> [Set exercise]: Reply with nothing except the number of lines that contain the word "index".

> [Information provided]:
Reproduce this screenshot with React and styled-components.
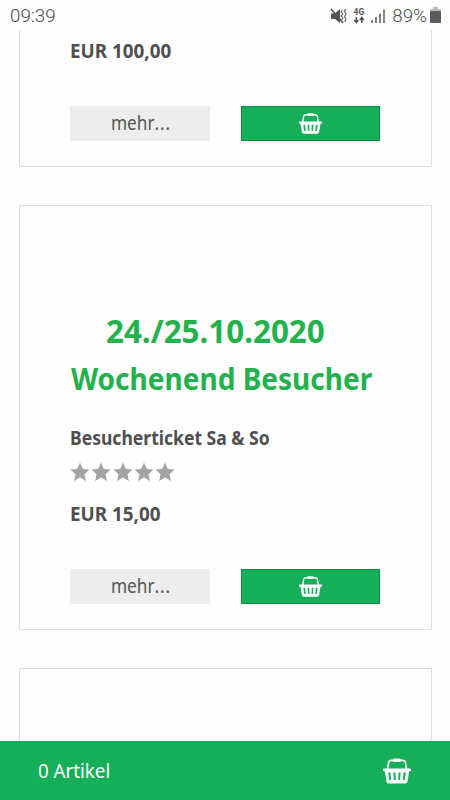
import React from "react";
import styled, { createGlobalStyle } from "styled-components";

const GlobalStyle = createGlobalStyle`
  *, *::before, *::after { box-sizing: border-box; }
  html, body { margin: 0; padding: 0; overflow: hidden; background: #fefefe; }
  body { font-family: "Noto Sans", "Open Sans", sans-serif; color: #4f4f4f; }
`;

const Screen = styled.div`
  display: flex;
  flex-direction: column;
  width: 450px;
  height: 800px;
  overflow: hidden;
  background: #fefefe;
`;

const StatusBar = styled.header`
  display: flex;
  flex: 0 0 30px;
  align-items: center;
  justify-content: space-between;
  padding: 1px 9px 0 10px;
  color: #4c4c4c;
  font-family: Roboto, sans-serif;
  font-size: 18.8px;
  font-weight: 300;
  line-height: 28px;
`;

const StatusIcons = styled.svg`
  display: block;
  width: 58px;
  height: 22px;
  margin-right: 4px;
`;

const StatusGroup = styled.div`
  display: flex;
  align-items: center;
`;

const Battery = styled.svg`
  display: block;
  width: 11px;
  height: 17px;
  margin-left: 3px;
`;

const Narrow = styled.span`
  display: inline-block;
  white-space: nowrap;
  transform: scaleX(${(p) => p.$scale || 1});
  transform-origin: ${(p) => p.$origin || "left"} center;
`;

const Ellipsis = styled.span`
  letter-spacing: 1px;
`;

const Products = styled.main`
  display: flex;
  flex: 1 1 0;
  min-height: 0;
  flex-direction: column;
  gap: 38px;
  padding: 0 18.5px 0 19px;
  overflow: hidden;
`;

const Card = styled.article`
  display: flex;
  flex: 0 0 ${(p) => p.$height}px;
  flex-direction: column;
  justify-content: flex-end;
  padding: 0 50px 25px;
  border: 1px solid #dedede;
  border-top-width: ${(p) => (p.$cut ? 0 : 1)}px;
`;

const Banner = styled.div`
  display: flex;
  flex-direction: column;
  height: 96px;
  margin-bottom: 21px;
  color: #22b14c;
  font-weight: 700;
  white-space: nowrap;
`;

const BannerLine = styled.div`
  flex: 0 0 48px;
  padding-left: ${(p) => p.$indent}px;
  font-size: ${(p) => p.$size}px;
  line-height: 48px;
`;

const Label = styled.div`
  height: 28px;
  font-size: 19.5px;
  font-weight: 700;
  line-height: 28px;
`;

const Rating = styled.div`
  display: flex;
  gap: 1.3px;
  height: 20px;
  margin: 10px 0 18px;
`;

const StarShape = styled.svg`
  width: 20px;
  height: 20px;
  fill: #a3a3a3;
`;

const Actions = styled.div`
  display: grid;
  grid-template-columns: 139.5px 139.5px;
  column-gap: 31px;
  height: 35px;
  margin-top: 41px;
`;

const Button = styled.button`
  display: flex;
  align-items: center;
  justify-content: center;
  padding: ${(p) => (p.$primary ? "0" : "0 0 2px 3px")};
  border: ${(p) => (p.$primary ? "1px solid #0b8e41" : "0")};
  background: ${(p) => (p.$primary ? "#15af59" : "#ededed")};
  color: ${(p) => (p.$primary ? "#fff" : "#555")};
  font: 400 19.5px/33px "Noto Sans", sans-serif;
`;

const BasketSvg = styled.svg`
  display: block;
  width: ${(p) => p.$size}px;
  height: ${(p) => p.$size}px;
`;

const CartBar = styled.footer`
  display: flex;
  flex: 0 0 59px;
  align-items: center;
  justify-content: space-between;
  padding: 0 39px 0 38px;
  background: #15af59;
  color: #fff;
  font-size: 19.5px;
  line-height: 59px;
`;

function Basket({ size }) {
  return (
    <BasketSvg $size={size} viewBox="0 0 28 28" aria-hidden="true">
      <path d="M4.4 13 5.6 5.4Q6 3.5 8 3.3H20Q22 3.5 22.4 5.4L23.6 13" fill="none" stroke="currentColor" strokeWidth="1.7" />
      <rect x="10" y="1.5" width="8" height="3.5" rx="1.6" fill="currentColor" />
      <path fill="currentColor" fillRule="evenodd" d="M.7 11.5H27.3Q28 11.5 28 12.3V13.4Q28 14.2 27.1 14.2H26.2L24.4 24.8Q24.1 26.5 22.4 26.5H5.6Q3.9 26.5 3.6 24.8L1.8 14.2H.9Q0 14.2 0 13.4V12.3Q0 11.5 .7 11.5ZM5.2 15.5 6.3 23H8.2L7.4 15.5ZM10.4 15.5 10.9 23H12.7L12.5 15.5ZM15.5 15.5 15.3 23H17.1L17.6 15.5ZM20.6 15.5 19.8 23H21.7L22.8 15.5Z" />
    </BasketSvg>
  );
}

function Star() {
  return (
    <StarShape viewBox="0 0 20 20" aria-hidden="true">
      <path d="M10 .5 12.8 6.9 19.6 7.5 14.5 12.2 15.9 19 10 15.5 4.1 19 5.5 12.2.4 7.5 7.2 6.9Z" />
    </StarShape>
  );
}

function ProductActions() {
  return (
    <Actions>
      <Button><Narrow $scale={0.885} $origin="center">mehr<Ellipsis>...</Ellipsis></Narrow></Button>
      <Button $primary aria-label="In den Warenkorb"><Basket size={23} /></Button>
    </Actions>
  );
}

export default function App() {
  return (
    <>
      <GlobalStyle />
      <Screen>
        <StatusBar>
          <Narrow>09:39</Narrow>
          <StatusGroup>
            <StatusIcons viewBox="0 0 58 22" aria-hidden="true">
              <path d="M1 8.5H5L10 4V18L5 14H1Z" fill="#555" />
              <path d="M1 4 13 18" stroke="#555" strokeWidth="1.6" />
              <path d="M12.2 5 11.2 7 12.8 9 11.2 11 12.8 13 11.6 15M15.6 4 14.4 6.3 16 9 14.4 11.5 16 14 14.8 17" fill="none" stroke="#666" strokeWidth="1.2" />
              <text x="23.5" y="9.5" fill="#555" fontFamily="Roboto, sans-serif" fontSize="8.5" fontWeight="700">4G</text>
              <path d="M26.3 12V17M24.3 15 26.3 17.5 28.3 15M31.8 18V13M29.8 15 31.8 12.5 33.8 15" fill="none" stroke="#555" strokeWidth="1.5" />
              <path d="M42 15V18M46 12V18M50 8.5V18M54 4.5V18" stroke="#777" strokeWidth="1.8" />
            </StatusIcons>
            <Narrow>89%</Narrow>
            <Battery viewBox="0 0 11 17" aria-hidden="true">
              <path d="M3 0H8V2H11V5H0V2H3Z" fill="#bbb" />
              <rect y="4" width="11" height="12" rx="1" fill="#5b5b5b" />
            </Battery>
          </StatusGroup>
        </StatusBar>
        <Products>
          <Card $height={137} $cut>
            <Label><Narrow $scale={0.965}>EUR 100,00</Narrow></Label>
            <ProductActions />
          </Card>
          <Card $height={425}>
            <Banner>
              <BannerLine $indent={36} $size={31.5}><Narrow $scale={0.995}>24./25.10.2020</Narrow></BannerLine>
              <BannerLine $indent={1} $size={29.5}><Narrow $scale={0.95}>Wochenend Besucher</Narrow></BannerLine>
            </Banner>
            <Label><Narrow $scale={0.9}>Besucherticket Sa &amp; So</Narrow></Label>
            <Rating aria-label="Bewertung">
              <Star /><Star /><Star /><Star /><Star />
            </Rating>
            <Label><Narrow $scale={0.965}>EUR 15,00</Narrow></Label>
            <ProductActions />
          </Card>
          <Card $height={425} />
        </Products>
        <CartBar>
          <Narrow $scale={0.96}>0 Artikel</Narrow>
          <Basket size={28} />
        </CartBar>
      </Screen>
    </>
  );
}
---
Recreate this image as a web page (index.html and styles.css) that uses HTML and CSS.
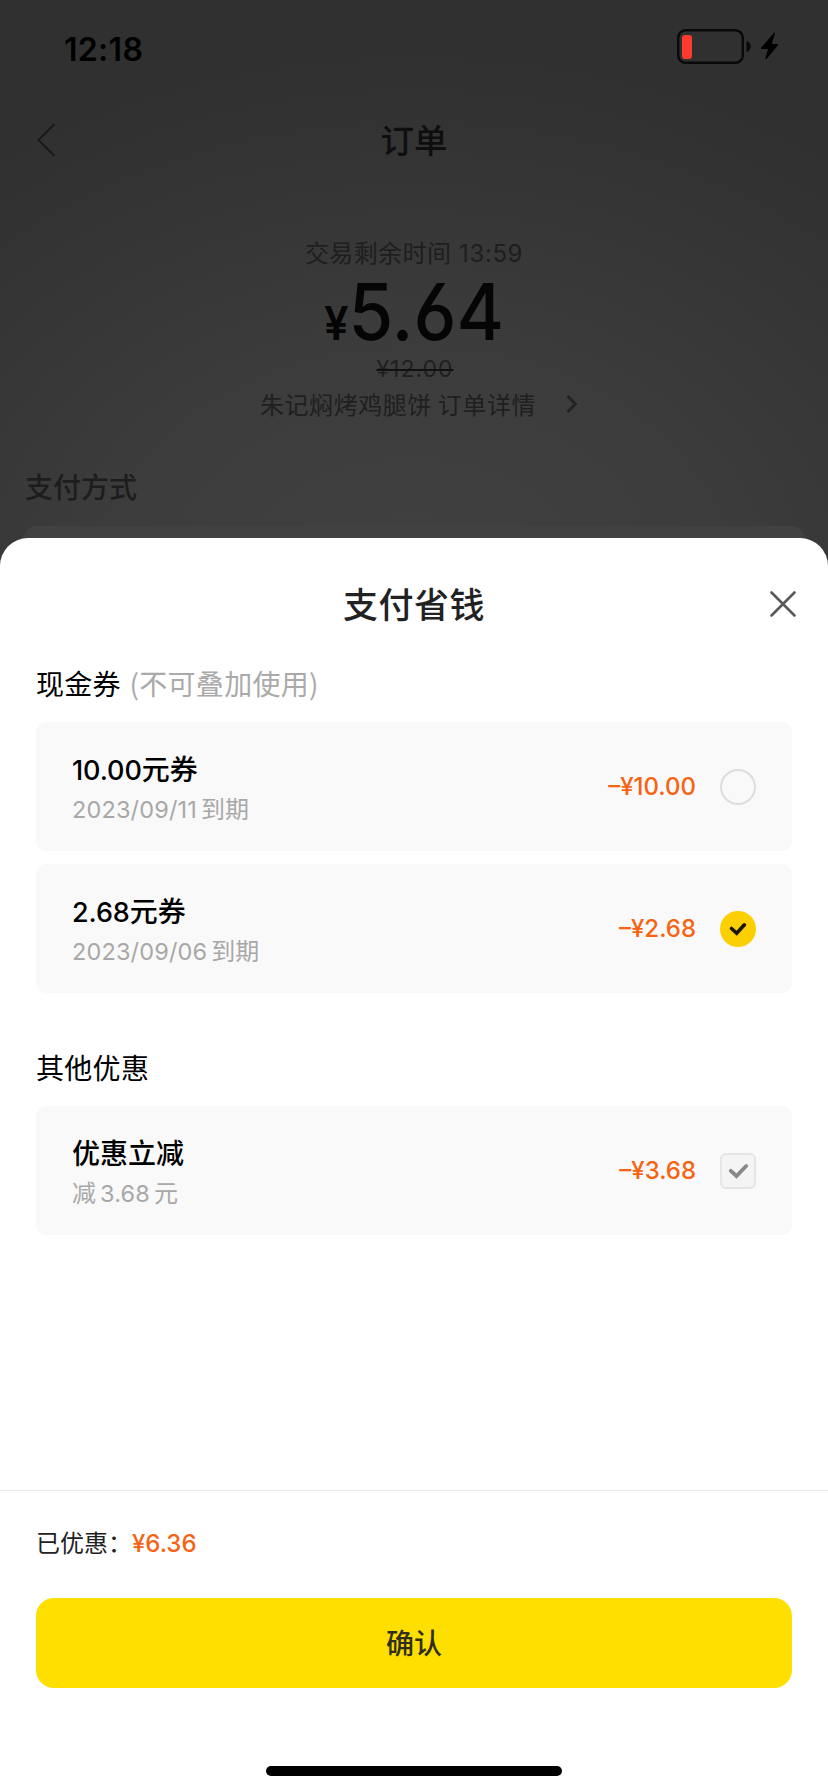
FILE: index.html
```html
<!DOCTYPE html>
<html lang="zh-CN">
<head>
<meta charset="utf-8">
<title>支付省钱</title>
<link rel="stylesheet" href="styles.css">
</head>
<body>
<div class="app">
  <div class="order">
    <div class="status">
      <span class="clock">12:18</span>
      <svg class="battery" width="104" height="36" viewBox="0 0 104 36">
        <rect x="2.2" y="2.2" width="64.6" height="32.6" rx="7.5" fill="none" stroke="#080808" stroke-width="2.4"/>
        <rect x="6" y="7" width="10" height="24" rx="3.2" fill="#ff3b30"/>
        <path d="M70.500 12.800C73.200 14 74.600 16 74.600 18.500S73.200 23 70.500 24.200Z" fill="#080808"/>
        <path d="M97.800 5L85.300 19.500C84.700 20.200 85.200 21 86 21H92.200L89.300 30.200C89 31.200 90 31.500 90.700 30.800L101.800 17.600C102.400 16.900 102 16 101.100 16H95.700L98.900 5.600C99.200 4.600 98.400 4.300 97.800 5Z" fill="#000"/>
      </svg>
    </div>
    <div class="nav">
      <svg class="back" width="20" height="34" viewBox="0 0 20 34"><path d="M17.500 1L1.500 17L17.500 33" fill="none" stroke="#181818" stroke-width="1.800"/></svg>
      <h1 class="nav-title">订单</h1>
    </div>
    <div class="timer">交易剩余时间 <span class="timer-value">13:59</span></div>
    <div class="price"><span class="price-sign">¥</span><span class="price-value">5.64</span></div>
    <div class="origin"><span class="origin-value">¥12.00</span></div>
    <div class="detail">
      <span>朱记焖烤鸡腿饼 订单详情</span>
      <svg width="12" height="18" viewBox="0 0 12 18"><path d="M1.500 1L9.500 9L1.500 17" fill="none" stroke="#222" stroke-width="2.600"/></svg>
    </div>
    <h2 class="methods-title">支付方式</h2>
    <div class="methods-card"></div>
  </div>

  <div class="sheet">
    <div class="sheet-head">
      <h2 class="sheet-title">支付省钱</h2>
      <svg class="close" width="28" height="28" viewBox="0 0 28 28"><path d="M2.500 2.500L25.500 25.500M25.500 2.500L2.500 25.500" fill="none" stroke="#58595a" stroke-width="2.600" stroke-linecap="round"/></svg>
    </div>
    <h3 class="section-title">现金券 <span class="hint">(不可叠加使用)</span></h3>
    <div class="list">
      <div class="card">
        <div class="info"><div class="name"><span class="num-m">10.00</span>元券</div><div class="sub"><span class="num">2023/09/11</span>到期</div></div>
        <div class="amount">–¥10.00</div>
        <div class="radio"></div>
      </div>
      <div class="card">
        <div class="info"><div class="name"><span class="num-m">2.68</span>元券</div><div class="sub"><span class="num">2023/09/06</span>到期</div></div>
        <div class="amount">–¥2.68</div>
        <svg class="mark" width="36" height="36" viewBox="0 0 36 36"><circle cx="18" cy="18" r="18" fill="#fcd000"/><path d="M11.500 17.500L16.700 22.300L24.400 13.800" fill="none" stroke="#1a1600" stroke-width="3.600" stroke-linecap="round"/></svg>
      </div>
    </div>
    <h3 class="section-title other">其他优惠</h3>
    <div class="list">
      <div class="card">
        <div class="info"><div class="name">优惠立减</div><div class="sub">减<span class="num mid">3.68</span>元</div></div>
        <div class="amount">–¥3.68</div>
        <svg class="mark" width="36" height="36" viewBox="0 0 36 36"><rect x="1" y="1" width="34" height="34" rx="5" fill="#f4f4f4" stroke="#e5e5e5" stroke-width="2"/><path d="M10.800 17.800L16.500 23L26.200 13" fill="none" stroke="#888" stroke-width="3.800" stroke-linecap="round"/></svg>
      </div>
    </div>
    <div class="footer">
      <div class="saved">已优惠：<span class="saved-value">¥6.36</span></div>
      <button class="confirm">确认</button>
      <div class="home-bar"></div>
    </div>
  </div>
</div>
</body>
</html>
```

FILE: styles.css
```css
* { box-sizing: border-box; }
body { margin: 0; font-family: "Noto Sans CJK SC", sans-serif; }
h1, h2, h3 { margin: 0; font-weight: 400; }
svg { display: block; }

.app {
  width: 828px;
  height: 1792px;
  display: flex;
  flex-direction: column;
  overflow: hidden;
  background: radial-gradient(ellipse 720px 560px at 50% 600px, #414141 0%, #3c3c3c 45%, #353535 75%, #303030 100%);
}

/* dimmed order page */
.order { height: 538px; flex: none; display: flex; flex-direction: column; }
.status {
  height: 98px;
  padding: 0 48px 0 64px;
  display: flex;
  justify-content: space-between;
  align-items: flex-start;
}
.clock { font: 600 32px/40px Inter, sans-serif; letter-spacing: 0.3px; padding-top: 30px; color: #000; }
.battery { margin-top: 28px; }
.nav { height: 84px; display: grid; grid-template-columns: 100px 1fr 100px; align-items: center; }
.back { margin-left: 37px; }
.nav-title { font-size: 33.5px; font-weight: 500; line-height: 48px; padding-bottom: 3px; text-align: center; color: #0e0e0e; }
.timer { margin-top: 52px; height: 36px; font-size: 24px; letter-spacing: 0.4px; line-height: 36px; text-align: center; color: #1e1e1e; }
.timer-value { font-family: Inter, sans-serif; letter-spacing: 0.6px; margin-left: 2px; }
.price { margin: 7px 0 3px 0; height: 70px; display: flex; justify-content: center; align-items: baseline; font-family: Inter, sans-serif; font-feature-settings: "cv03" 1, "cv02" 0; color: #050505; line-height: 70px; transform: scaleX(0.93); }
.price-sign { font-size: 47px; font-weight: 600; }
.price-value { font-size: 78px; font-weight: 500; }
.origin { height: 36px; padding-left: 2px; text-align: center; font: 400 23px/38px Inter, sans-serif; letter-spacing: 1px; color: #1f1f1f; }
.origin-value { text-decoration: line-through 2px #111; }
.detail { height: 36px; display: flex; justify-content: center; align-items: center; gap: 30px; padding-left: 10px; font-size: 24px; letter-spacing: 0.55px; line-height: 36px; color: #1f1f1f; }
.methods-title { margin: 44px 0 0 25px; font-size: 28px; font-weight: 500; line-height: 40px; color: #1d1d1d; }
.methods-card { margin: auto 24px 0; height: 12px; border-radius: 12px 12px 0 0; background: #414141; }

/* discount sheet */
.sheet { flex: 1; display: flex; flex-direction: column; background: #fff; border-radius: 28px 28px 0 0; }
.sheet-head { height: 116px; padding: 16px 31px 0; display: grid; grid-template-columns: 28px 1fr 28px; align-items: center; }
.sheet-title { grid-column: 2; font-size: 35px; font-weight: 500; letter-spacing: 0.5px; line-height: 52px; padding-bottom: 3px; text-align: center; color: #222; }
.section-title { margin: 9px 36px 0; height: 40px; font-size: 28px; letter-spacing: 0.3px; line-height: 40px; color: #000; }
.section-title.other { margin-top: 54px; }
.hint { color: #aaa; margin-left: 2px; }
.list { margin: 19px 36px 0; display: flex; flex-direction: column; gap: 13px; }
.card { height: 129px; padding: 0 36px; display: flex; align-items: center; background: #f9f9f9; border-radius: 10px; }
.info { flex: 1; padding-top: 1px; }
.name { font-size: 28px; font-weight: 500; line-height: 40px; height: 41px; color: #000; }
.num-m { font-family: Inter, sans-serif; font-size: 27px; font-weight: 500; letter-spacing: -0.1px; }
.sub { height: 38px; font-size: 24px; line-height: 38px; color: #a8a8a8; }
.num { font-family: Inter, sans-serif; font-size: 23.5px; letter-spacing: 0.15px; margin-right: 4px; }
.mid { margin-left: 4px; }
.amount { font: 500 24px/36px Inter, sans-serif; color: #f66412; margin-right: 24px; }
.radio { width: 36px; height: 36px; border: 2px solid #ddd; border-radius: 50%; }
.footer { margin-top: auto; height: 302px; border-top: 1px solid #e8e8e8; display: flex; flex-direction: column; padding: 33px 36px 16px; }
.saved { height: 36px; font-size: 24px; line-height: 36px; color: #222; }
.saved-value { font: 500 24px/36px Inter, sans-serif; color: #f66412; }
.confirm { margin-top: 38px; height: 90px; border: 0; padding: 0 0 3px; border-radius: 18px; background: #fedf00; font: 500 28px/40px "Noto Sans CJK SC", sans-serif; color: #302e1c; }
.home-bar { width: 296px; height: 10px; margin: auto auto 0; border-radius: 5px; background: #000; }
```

> [Exercise solution]: 2